** THE DATA **
#####
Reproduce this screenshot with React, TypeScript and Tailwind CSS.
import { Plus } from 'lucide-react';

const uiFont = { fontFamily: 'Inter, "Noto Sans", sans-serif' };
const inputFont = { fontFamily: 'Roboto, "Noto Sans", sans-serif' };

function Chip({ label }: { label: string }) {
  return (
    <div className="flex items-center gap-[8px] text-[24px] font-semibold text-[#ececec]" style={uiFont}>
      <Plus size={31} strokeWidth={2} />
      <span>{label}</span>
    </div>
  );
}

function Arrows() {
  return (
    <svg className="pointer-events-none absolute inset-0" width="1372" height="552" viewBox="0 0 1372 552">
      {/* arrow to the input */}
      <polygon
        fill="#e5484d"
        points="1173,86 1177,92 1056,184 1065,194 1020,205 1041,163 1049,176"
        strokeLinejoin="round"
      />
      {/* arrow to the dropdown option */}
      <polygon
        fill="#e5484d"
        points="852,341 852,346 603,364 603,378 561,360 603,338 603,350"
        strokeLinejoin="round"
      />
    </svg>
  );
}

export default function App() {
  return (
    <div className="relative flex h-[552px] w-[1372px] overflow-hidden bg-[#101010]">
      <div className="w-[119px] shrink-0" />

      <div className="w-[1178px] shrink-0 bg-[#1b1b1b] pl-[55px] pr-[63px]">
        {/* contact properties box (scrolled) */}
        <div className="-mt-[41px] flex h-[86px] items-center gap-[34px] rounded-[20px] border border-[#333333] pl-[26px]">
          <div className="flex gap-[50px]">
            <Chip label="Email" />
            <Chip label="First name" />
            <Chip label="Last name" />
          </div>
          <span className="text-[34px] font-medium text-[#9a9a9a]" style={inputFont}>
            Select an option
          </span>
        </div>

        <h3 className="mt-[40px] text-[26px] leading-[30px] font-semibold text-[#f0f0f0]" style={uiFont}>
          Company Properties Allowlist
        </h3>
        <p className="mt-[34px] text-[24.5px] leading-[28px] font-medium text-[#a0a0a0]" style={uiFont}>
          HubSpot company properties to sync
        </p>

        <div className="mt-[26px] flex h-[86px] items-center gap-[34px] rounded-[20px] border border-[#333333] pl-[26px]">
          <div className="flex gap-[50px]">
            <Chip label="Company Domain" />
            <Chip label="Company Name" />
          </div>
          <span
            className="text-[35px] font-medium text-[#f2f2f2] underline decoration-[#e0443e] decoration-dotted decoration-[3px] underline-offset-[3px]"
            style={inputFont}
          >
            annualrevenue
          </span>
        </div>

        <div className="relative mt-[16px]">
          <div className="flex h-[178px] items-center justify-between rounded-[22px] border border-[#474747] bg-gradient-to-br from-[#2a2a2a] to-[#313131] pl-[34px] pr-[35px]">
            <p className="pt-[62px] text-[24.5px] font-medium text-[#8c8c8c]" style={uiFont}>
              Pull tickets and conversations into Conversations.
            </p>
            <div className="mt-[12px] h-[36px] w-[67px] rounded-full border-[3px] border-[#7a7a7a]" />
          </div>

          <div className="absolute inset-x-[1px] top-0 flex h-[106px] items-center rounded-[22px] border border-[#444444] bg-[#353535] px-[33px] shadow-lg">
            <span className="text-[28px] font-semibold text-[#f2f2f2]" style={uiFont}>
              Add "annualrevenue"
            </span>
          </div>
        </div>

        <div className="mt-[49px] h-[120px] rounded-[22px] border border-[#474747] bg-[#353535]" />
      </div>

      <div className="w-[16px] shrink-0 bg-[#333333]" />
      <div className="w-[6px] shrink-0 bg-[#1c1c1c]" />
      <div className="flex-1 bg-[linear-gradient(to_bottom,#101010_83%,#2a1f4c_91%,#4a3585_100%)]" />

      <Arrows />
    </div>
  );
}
#####
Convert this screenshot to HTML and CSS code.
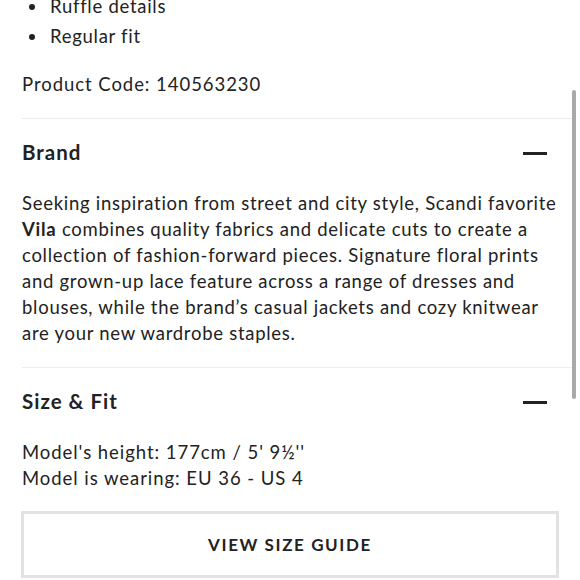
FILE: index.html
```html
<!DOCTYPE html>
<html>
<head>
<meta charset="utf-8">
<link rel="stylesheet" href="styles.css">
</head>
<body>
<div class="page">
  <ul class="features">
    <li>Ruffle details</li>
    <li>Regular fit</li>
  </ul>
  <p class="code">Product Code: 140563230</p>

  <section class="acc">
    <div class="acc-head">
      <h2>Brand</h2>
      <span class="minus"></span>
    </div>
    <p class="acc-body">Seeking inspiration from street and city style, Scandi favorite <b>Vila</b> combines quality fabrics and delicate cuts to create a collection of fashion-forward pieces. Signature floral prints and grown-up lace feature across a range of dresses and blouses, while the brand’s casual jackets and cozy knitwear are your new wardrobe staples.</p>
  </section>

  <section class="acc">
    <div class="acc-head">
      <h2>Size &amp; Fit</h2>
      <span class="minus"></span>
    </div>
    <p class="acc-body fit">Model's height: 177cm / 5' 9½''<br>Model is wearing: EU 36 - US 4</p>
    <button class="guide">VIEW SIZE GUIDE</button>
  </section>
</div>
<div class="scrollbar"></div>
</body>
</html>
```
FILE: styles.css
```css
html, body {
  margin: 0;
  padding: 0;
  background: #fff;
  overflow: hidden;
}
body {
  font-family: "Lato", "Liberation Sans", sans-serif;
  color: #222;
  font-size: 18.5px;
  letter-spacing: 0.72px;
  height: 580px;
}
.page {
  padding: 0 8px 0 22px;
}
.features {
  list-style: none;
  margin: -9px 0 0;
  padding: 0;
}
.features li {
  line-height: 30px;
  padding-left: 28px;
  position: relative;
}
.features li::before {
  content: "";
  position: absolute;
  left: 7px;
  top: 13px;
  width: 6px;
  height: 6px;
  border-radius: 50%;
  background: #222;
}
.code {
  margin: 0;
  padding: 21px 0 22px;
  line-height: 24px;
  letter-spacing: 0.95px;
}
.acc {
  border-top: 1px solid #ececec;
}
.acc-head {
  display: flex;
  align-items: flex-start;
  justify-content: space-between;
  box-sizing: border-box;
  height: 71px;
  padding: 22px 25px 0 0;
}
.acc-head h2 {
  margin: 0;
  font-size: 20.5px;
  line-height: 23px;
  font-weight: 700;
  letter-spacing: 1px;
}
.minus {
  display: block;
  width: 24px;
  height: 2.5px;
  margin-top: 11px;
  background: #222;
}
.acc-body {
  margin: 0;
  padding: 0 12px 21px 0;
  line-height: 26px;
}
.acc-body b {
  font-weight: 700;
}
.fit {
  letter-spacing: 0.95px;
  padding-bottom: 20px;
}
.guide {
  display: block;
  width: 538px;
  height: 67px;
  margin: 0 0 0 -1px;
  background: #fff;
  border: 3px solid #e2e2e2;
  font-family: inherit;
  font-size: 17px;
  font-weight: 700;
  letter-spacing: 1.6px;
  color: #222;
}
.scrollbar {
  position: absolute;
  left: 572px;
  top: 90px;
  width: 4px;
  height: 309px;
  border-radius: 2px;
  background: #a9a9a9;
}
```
#####
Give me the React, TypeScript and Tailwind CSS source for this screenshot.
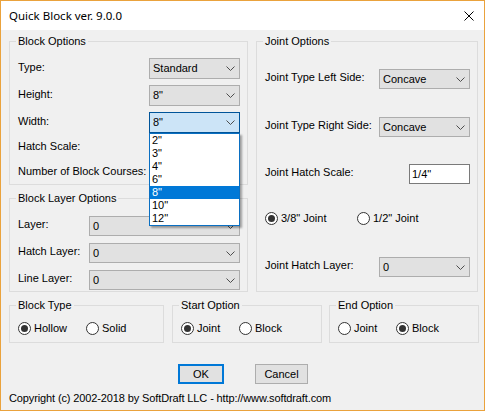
#####
** EXERCISE INSTRUCTIONS **
Which lines include the word "Tailwind"? List them all.

** SOLUTION TO THIS PROBLEM **
Reproduce this screenshot with React, TypeScript and Tailwind CSS.
Give me the React, TypeScript and Tailwind CSS source for this screenshot.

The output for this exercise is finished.